Nos últimos anos milhares de professores, de bons professores e professores
necessários, foram constrangidos à reforma e muitos ao desemprego por uma
política de contabilidade inimiga da educação pública e da qualidade. Como
exemplo extremo veja-se o caótico processo em curso de colocação de professores
e as situações dramáticas que a incompetência e a arrogância do MEC produziram.

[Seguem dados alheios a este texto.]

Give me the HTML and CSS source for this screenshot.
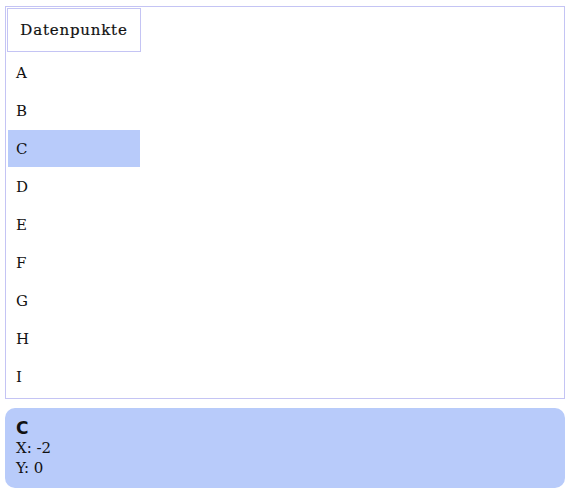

Pensemos em como os professores
são injustiçados na apreciações de muita gente que no minuto a seguir a dizer
uma ignorante barbaridade qualquer, vai numa espécie de exercício
sadomasoquista entregar os filhos nas mãos daqueles que destrata,
depreendendo-se assim que, ou quer mal aos filhos ou desconhece os professores
e os seus problemas.
Pensemos como é imprescindível
que a educação e os problemas dos professores não sejam objecto de luta
política baixa e desrespeitadora dos interesses dos miúdos, mesmo por parte dos
que se assumem como seus representantes.
Pensemos em como a forma como os
miúdos, pequenos e maiores, vêem e se relacionam com os professores está
directamente ligada à forma como os adultos os vêem e os discursos que fazem.
Pensemos finalmente nos
professores que nos ajudaram a chegar ao que hoje cada um de nós é, aqueles que
carregamos bem guardadinhos na memória, pelas coisas boas, mas também pelas
más, tudo contribuiu para sermos o que somos.
A valorização social e
profissional dos professores, em diferentes dimensões é uma ferramenta
imprescindível a um sistema educativo com mais qualidade. Aliás, uma das
características dos sistemas educativos melhor considerados é, justamente, a
valorização dos professores.
Gostava ainda de deixar uma ideia
do enorme João dos Santos, “O Professor João, foi meu professor porque foi meu
amigo” e uma convicção pessoal que a idade cada vez mais cimenta, qualquer
professor ou educador, tanto ou mais do que aquilo que sabe, ensina aquilo que
é.
A prova é que de todos os
professores que connosco se cruzaram os que mais nos marcaram positivamente foi
sobretudo pelo que eram e menos pelo que nos ensinaram.
Maravilhoso o que acabo de ler! Me traz uma esperança e (re)alimenta meu processo de retomada de minha identidade profissional, identidade esta, colocada a prova após experimentar por diversos sentidos da minha condição humana, a barbárie cometida contra os professores tratados a bomba, spray de pimenta, ataques de cachorros e cavalos numa praça que deveria ser do povo!
ResponderEliminarNo entanto, um tempo depois, após experimentar uma greve longa e sofrida, estive em Lisboa para participar de um congresso e numa manhã após ter ouvido atentamente uma fala que me chamou atenção por questões teóricas, mas sobretudo, pela fala de um Professor que mostrava não somente o que sabia, mas o que era (é) e que se confirmou quando numa conversa rápida, dessas que estabelecemos nos corredores por ocasião desse encontros, me disse: "que ensinamos aquilo que somos, muito mais do que aquilo que sabemos" (desculpe professor mas falo do modo como senti, percebi). Esse dia, ficou marcado em minha memória e embora por vezes em minha volta ao Brasil quisesse reproduzir aos meus colegas e amigos de trabalho e de vida aquilo que havia me tocado, não consegui reproduzir em palavras; mas hoje, lendo essa homenagem crítica e amorosa ao Dia do Professor que aqui no Brasil comemoramos no dia 15 de outubro, a conversa rápida apresentou-se de maneira nítida, trazendo à tona o encontro, a fala, o sentido atribuído que nunca é um só, a lembrança dos professores que cruzaram minha vida e hoje, no exercício de minha docência, a grata satisfação de ser lembrada por alguns de meus alunos, não somente pelo que foi partilhado do pouco que sei, mas sobretudo, pelo que expressam do que sou.
Fica aqui meu agradecimento por esse momento raro de resgate de memórias afetivas. Gratidão!
Olá Simone. Como é evidente não tem que agradecer o que quer que seja.